On 24 April 2007 15:34, Ian Lance Taylor wrote:
> "Dave Korn" writes:
>
>> Although I'm seeing this on 3.3.3, it appears to be determined by the
>> backend, so I think it's still reasonable to ask:
>>
>> I have some code that calls __builtin_ffs, but entirely on compile-time
>> constants. When I compile it (using an inhouse custom ELF-target backend)
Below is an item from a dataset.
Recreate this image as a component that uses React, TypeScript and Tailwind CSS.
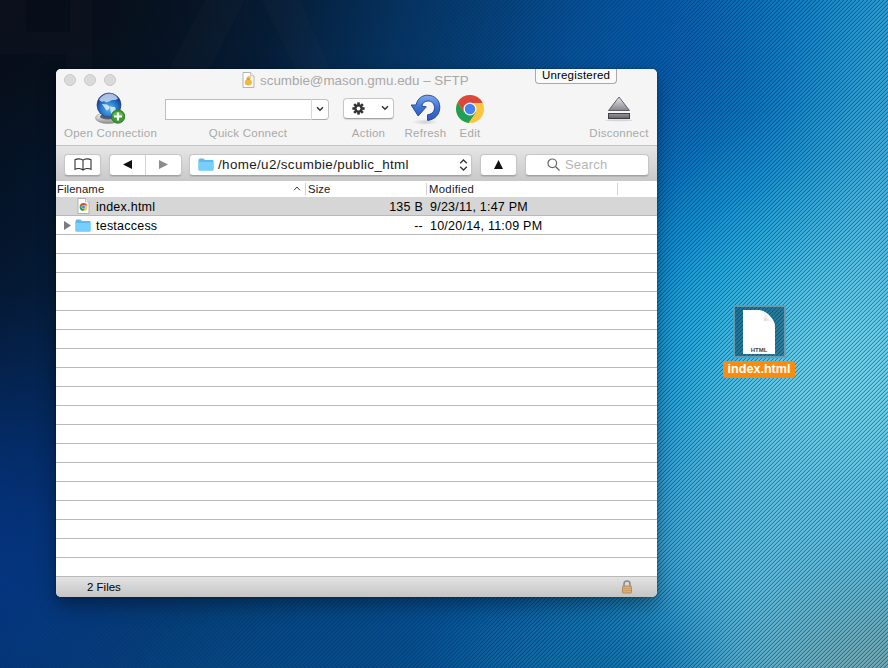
import type { ReactNode } from 'react';

const BUTTON =
  'flex items-center rounded border border-[#c6c6c6] border-b-[#a3a3a3] bg-white shadow-[0_1px_1px_rgba(0,0,0,0.12)]';

// x, y, rx, ry, colour, strength
const glows: [number, number, number, number, string, number][] = [
  [0, 580, 330, 370, '#05347f', 1],
  [330, 700, 480, 260, '#084c8a', 0.9],
  [40, 10, 360, 190, '#080c14', 0.85],
  [650, 110, 200, 230, '#0856a4', 0.5],
  [725, 310, 190, 250, '#00a0dc', 0.7],
  [850, 400, 270, 300, '#72d4ec', 1],
  [790, 560, 270, 230, '#62bcdc', 0.8],
  [580, 680, 200, 150, '#1270a6', 0.8],
  [890, 690, 230, 170, '#78a6aa', 0.9],
];

function Wallpaper() {
  return (
    <svg className="absolute inset-0" width="888" height="668" viewBox="0 0 888 668">
      <defs>
        <linearGradient id="base" x1="0" y1="0" x2="1" y2="0.22">
          <stop offset="0" stopColor="#040f20" />
          <stop offset="0.3" stopColor="#05213f" />
          <stop offset="0.55" stopColor="#07427c" />
          <stop offset="0.72" stopColor="#0a5ca8" />
          <stop offset="0.86" stopColor="#1080c2" />
          <stop offset="1" stopColor="#3ca8d8" />
        </linearGradient>
        {glows.map(([, , , , color, strength], i) => (
          <radialGradient key={i} id={`glow${i}`}>
            <stop offset="0" stopColor={color} stopOpacity={strength} />
            <stop offset="0.2" stopColor={color} stopOpacity={strength * 0.9} />
            <stop offset="0.4" stopColor={color} stopOpacity={strength * 0.65} />
            <stop offset="0.6" stopColor={color} stopOpacity={strength * 0.35} />
            <stop offset="0.8" stopColor={color} stopOpacity={strength * 0.1} />
            <stop offset="1" stopColor={color} stopOpacity="0" />
          </radialGradient>
        ))}
        <pattern id="twill" width="4" height="4" patternUnits="userSpaceOnUse" shapeRendering="crispEdges">
          <path d="M3 0h1v1h-1zM2 1h1v1h-1zM1 2h1v1h-1zM0 3h1v1h-1z" fill="#002a50" fillOpacity="0.46" />
          <path d="M2 0h1v1h-1zM1 1h1v1h-1zM0 2h1v1h-1zM3 3h1v1h-1z" fill="#002a50" fillOpacity="0.12" />
        </pattern>
        <linearGradient id="fade" x1="0" y1="0" x2="1" y2="0.3">
          <stop offset="0" stopColor="#444" />
          <stop offset="0.5" stopColor="#888" />
          <stop offset="0.8" stopColor="#fff" />
        </linearGradient>
        <mask id="twillMask">
          <rect width="888" height="668" fill="url(#fade)" />
        </mask>
      </defs>
      <rect width="888" height="668" fill="url(#base)" />
      {glows.map(([x, y, rx, ry], i) => (
        <ellipse key={i} cx={x} cy={y} rx={rx} ry={ry} fill={`url(#glow${i})`} />
      ))}
      <g fill="#8a7a78" fillOpacity="0.035">
        <path d="M0 0h26v32h44V0h22v92H66V54H0z" />
        <path d="M205 0h40l-48 92h-40zM262 0h38l40 92h-34z" />
      </g>
      <rect width="888" height="668" fill="url(#twill)" mask="url(#twillMask)" />
    </svg>
  );
}

function Globe() {
  return (
    <svg width="34" height="34" viewBox="0 0 34 34">
      <defs>
        <radialGradient id="ocean" cx="0.5" cy="0.65" r="0.6">
          <stop offset="0" stopColor="#5bb6f2" />
          <stop offset="0.6" stopColor="#2273c8" />
          <stop offset="1" stopColor="#1a3480" />
        </radialGradient>
        <linearGradient id="stand" x1="0" y1="0" x2="0" y2="1">
          <stop offset="0" stopColor="#fafafa" />
          <stop offset="0.6" stopColor="#c4c4c4" />
          <stop offset="1" stopColor="#8a8a8a" />
        </linearGradient>
      </defs>
      <ellipse cx="14" cy="26" rx="12.500" ry="5.500" fill="url(#stand)" stroke="#8b8b8b" strokeWidth="0.6" />
      <ellipse cx="14" cy="24.5" rx="8" ry="3" fill="#585f68" />
      <circle cx="15" cy="13" r="12" fill="url(#ocean)" stroke="#263d83" strokeWidth="0.7" />
      <path d="M5 8q3-6 10-6.500 6 0 9 5-2 2-6 1.500l-3 1.500-3 1-2-1.500-2 1z" fill="#cfe0f6" fillOpacity="0.8" />
      <path d="M8 12l5 .5 3 2.500-1.500 2.500-2 1-2-3zM16 14.500l5 .5 1 3-4 5.500-1.500-4z" fill="#e0effc" fillOpacity="0.85" />
      <circle cx="24" cy="24.500" r="6.700" fill="#3d9b32" stroke="#2a7426" strokeWidth="0.9" />
      <path d="M18.600 24a5.500 5 0 0 1 10.800 0z" fill="#7bc45e" fillOpacity="0.7" />
      <path d="M24 20.500v8M20 24.500h8" stroke="#fff" strokeWidth="2.200" />
    </svg>
  );
}

function Refresh() {
  return (
    <svg width="32" height="34" viewBox="0 0 32 34">
      <defs>
        <linearGradient id="arrow" x1="0" y1="0" x2="0" y2="1">
          <stop offset="0" stopColor="#7aaaf0" />
          <stop offset="0.5" stopColor="#3d72d4" />
          <stop offset="1" stopColor="#2b59be" />
        </linearGradient>
        <radialGradient id="ground">
          <stop offset="0" stopColor="#000" stopOpacity="0.16" />
          <stop offset="1" stopColor="#000" stopOpacity="0" />
        </radialGradient>
      </defs>
      <ellipse cx="15" cy="30" rx="13" ry="3" fill="url(#ground)" />
      <path
        d="M6 13C7.500 6.500 12 3.200 17.500 3.200c7.200 0 12.300 5 12.300 12 0 7.300-5 12.500-12.300 13.200v-5.600c4.500-.6 7-3.400 7-7.200 0-3.900-2.800-6.600-6.500-6.600-3.300 0-5.700 2-6.200 5.200l4.500.6-8.100 9.200L1.200 13z"
        fill="url(#arrow)"
        stroke="#203f8d"
        strokeWidth="0.9"
        strokeLinejoin="round"
      />
    </svg>
  );
}

function Chrome({ size }: { size: number }) {
  return (
    <svg width={size} height={size} viewBox="0 0 28 28">
      <circle cx="14" cy="14" r="14" fill="#fbc63f" />
      <path d="M1.880 7A14 14 0 0 0 12.500 27.920L19.800 17.500 14 14 7.900 17.500z" fill="#1ea05b" />
      <path d="M1.880 7A14 14 0 0 1 26.600 8H14L8 10.500 7.900 17.500z" fill="#d9483b" />
      <circle cx="14" cy="14" r="6.500" fill="#f4f4f4" />
      <circle cx="14" cy="14" r="5.200" fill="#4284f4" />
    </svg>
  );
}

function Gear() {
  return (
    <svg width="13" height="13" viewBox="-6.500 -6.500 13 13" fill="#333">
      {[0, 45, 90, 135].map((a) => (
        <rect key={a} x="-1.3" y="-6.1" width="2.6" height="12.2" transform={`rotate(${a})`} />
      ))}
      <circle r="4.2" />
      <circle r="1.9" fill="#fff" />
    </svg>
  );
}

function Chevron() {
  return (
    <svg width="8" height="6" viewBox="0 0 8 6" fill="none" stroke="#333" strokeWidth="1.5">
      <path d="M1 1.200l3 3 3-3" />
    </svg>
  );
}

function Eject() {
  return (
    <svg width="28" height="26" viewBox="0 0 28 26">
      <defs>
        <linearGradient id="metal" x1="0" y1="0" x2="0" y2="1">
          <stop offset="0" stopColor="#e8e8ea" />
          <stop offset="1" stopColor="#85858b" />
        </linearGradient>
        <linearGradient id="bar" x1="0" y1="0" x2="0" y2="1">
          <stop offset="0" stopColor="#99999f" />
          <stop offset="1" stopColor="#606067" />
        </linearGradient>
      </defs>
      <ellipse cx="14" cy="24.300" rx="13.500" ry="1" fill="#000" fillOpacity="0.13" />
      <path d="M14 1L3.500 14.500h21z" fill="url(#metal)" stroke="#55555a" strokeWidth="0.9" />
      <rect x="3.500" y="17.500" width="21" height="5" fill="url(#bar)" stroke="#3f3f45" />
    </svg>
  );
}

function Folder() {
  return (
    <svg width="16" height="13" viewBox="0 0 16 13">
      <path d="M.5 2Q.5.500 2 .500h3.500L7 2h7.500q1 0 1 1v8.500q0 1-1 1h-13q-1 0-1-1z" fill="#5fb9ea" />
      <path d="M.5 4h15v7.500q0 1-1 1h-13q-1 0-1-1z" fill="#75cffa" />
    </svg>
  );
}

function Page({ children }: { children: ReactNode }) {
  return (
    <svg width="13" height="16" viewBox="0 0 13 16">
      <path d="M1 .5h7.500l3.500 3.500v11.500H1z" fill="#fff" stroke="#a2a2a2" strokeWidth="0.8" />
      <path d="M8.500.5V4H12" fill="#eee" stroke="#b5b5b5" strokeWidth="0.7" />
      {children}
    </svg>
  );
}

function Tool({ label, className, children }: { label: string; className: string; children: ReactNode }) {
  return (
    <div className={`flex flex-col items-center ${className}`}>
      <div className="flex h-[35px] items-center justify-center">{children}</div>
      <span className="h-[14px] whitespace-nowrap text-[11.5px] leading-[14px] tracking-[0.24px] text-[#a9a9a9]">{label}</span>
    </div>
  );
}

type Entry = { name: string; size: string; modified: string; folder: boolean };

const entries: Entry[] = [
  { name: 'index.html', size: '135 B', modified: '9/23/11, 1:47 PM', folder: false },
  { name: 'testaccess', size: '--', modified: '10/20/14, 11:09 PM', folder: true },
];

function FileRow({ entry }: { entry: Entry }) {
  return (
    <div
      className={`flex h-[19px] items-center border-b border-[#b9b9b9] text-[12.5px] leading-[18px] tracking-[0.23px] text-black ${
        entry.folder ? 'bg-white' : 'bg-[#d6d6d6]'
      }`}
    >
      <div className="flex w-[250px] items-center pl-[7px]">
        <span className="flex w-[12px]">
          {entry.folder && (
            <svg width="9" height="9" viewBox="0 0 9 9">
              <path d="M1 0l7 4.500-7 4.500z" fill="#7c7c7c" />
            </svg>
          )}
        </span>
        <span className="mr-[5px] flex w-4 justify-center">
          {entry.folder ? (
            <Folder />
          ) : (
            <Page>
              <g transform="translate(2.500 5)">
                <Chrome size={8} />
              </g>
            </Page>
          )}
        </span>
        <span className="h-[18px] leading-[20px]">{entry.name}</span>
      </div>
      <span className="h-[18px] w-[117px] text-right leading-[20px]">{entry.size}</span>
      <span className="ml-[7px] h-[18px] leading-[20px]">{entry.modified}</span>
    </div>
  );
}

function AppWindow() {
  return (
    <div className="absolute left-[56px] top-[69px] flex h-[528px] w-[601px] flex-col overflow-hidden rounded-[5px] bg-white shadow-[0_8px_18px_rgba(0,0,0,0.35),0_0_2px_rgba(0,0,0,0.4)]">
      <div className="h-[77px] border-b border-[#c3c3c3] bg-[#f5f5f5]">
        <div className="flex h-[22px] items-center pl-2">
          <div className="flex gap-2">
            <i className="size-3 rounded-full border border-[#c9c9c9] bg-[#dadada]" />
            <i className="size-3 rounded-full border border-[#c9c9c9] bg-[#dadada]" />
            <i className="size-3 rounded-full border border-[#c9c9c9] bg-[#dadada]" />
          </div>
          <div className="ml-[126px] flex w-[293px] items-center gap-[5px]">
            <Page>
              <circle cx="6.800" cy="6" r="2.100" fill="#f3c04d" />
              <ellipse cx="6.300" cy="10.500" rx="3.600" ry="3" fill="#f2b63f" />
              <path d="M4.500 6.500h3v1.300h-3z" fill="#df8134" />
            </Page>
            <span className="h-[22px] whitespace-nowrap text-[13.4px] leading-[24px] text-[#a8a8a8]">
              scumbie@mason.gmu.edu – SFTP
            </span>
          </div>
          <div className="mb-[7px] flex h-[15px] w-[82px] items-center justify-center rounded-b-[4px] border border-t-0 border-[#a9a9a9] bg-[#fafafa] pb-px text-[11.5px] leading-[13px] tracking-[0.2px] text-black">
            Unregistered
          </div>
        </div>
        <div className="flex pl-2 pr-[8px]">
          <Tool label="Open Connection" className="w-[93px]">
            <Globe />
          </Tool>
          <Tool label="Quick Connect" className="ml-2 w-[166px]">
            <div className="mr-[2px] mt-px flex h-[21px] w-[164px] items-stretch">
              <div className="flex-1 border border-r-0 border-[#bdbdbd] bg-white" />
              <div className="flex w-[18px] items-center justify-center rounded-r-[4px] border border-[#c2c2c2] border-b-[#a9a9a9] border-l-[#d8d8d8] bg-white">
                <Chevron />
              </div>
            </div>
          </Tool>
          <Tool label="Action" className="ml-[12px] w-[51px]">
            <div className={`${BUTTON} mb-px h-[21px] w-[51px] justify-between pl-[8px] pr-[4px]`}>
              <Gear />
              <Chevron />
            </div>
          </Tool>
          <Tool label="Refresh" className="ml-[11px] w-[41px]">
            <Refresh />
          </Tool>
          <Tool label="Edit" className="ml-[10px] w-[28px]">
            <div className="mt-px">
              <Chrome size={28} />
            </div>
          </Tool>
          <Tool label="Disconnect" className="ml-auto w-[60px]">
            <div className="mt-px">
              <Eject />
            </div>
          </Tool>
        </div>
      </div>

      <div className="flex h-[35px] items-center bg-gradient-to-b from-[#e6e6e6] to-[#c9c9c9] pl-2 pt-[2px]">
        <div className={`${BUTTON} h-[22px] w-[37px] justify-center`}>
          <svg width="18" height="13" viewBox="0 0 18 13" fill="none" stroke="#333" strokeWidth="1.100">
            <path d="M9 2.200C7 .5 3 .5 1 1.800v9.500c2-1.300 6-1.200 8 .7 2-1.900 6-2 8-.7V1.800C15 .5 11 .5 9 2.200zM9 2.200V12" />
          </svg>
        </div>
        <div className={`${BUTTON} ml-2 h-[22px] w-[73px]`}>
          <span className="flex h-full flex-1 items-center justify-center border-r border-[#d4d4d4]">
            <svg width="9" height="9" viewBox="0 0 9 9">
              <path d="M9 0v9L0 4.500z" fill="#111" />
            </svg>
          </span>
          <span className="flex flex-1 justify-center">
            <svg width="9" height="9" viewBox="0 0 9 9">
              <path d="M0 0v9l9-4.500z" fill="#8c8c8c" />
            </svg>
          </span>
        </div>
        <div className={`${BUTTON} ml-[7px] h-[22px] w-[283px] pl-2 pr-[3px] text-[13.4px] leading-[20px] tracking-[0.36px] text-[#1a1a1a]`}>
          <Folder />
          <span className="ml-[4px] flex-1">/home/u2/scumbie/public_html</span>
          <svg width="9" height="12" viewBox="0 0 9 12" fill="none" stroke="#333" strokeWidth="1.300">
            <path d="M1.200 4.200L4.500 1l3.300 3.200M1.200 7.800L4.500 11l3.300-3.200" />
          </svg>
        </div>
        <div className={`${BUTTON} ml-2 h-[22px] w-[37px] justify-center`}>
          <svg width="9" height="9" viewBox="0 0 9 9">
            <path d="M4.500 0L9 9H0z" fill="#111" />
          </svg>
        </div>
        <div className={`${BUTTON} ml-2 h-[22px] w-[124px] gap-[5px] pl-[21px] text-[13px] leading-[20px] tracking-[0.2px] text-[#b5b5b5]`}>
          <svg width="13" height="13" viewBox="0 0 13 13" fill="none" stroke="#666" strokeWidth="1.200">
            <circle cx="5.300" cy="5.300" r="4.300" />
            <path d="M8.500 8.500l4 4" />
          </svg>
          Search
        </div>
      </div>

      <div className="flex h-[16px] items-center pb-px text-[11.3px] leading-[14px] tracking-[0.1px] text-[#1a1a1a]">
        <span className="w-[237px] pl-px">Filename</span>
        <svg width="8" height="5" viewBox="0 0 8 5" fill="none" stroke="#444">
          <path d="M1 4.300L4 1l3 3.300" />
        </svg>
        <span className="ml-[4px] h-[12px] w-px bg-[#d3d3d3]" />
        <span className="ml-[2px] w-[118px]">Size</span>
        <span className="h-[12px] w-px bg-[#d3d3d3]" />
        <span className="ml-[2px] w-[188px] tracking-[0.3px]">Modified</span>
        <span className="h-[12px] w-px bg-[#d3d3d3]" />
      </div>
      {entries.map((entry) => (
        <FileRow key={entry.name} entry={entry} />
      ))}
      {Array.from({ length: 18 }, (_, i) => (
        <div key={i} className="h-[19px] border-b border-[#b9b9b9]" />
      ))}
      <div className="flex h-[20px] items-center justify-between bg-gradient-to-b from-[#e3e3e3] to-[#c5c5c5] pl-[31px] pr-[24px] text-[11.5px] text-black">
        <span className="pt-px leading-[19px]">2 Files</span>
        <svg width="12" height="14" viewBox="0 0 12 14">
          <path d="M3 7V4a3 3 0 0 1 6 0v3" fill="none" stroke="#8a8a8a" strokeWidth="1.500" />
          <rect x="1.500" y="6" width="9" height="7" rx="0.800" fill="#dfae70" stroke="#a98257" strokeWidth="0.800" />
          <path d="M2 8.500h8M2 10.500h8" stroke="#c4935a" strokeWidth="0.700" />
        </svg>
      </div>
    </div>
  );
}

function DesktopFile() {
  return (
    <div className="absolute left-[723px] top-[305px] flex w-[72px] flex-col items-center">
      <div className="flex size-[53px] items-center justify-center rounded-[2px] border-2 border-[#9ab4bf]/60 bg-[#00354f]/50">
        <svg width="34" height="44" viewBox="0 0 34 44">
          <defs>
            <linearGradient id="curl" x1="0" y1="1" x2="1" y2="0">
              <stop offset="0.200" stopColor="#b4b4b4" />
              <stop offset="0.600" stopColor="#fff" />
            </linearGradient>
          </defs>
          <path d="M1 0h16C24 1 33 9 33 17v27H1z" fill="#fff" />
          <path d="M17 0c5 1 6 5 5 11 6-1 10 1 11 6C33 9 24 1 17 0z" fill="url(#curl)" />
          <text x="17" y="41.500" textAnchor="middle" fontSize="6" fontWeight="bold" fill="#444" fontFamily="Liberation Sans, Arial, sans-serif">
            HTML
          </text>
        </svg>
      </div>
      <span className="mt-[3px] h-[17px] w-[72px] rounded-[3px] bg-[#fb8b0b] text-center text-[12.6px] font-bold leading-[17px] text-white">
        index.html
      </span>
    </div>
  );
}

export default function App() {
  return (
    <main className="relative h-[668px] w-[888px] overflow-hidden bg-[#07427c] font-['Liberation_Sans',Arial,sans-serif]">
      <Wallpaper />
      <AppWindow />
      <DesktopFile />
    </main>
  );
}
>> with -O2, it gets totally optimised away, but the compiler still emits an
>> undefined symbol reference to the library ffs() function:
>>
>> ---------------------------------<snip!>---------------------------------
>> /tmp $ ${libexecdir}/3.3.3/cc1.exe -O2 - -o -
>>
>> int foo ()
>> {
>> return __builtin_ffs (32);
>> }
>>
>> .file "<stdin>"
>> foo .global _ffs
>
> Is this really a reference? It just looks like a declaration. A
> typical ELF assembler will not generate an undefined symbol merely
> because it sees a .global pseudo-op.
It could well be an assembler issue then, but yes, it certainly ends up as a
type 'U' symbol in the output object. (I was fooled by that seeming label
'foo' at the start of the .global line; in fact, that's an artefact of
outputting to the console, it comes from stderr not stdout.)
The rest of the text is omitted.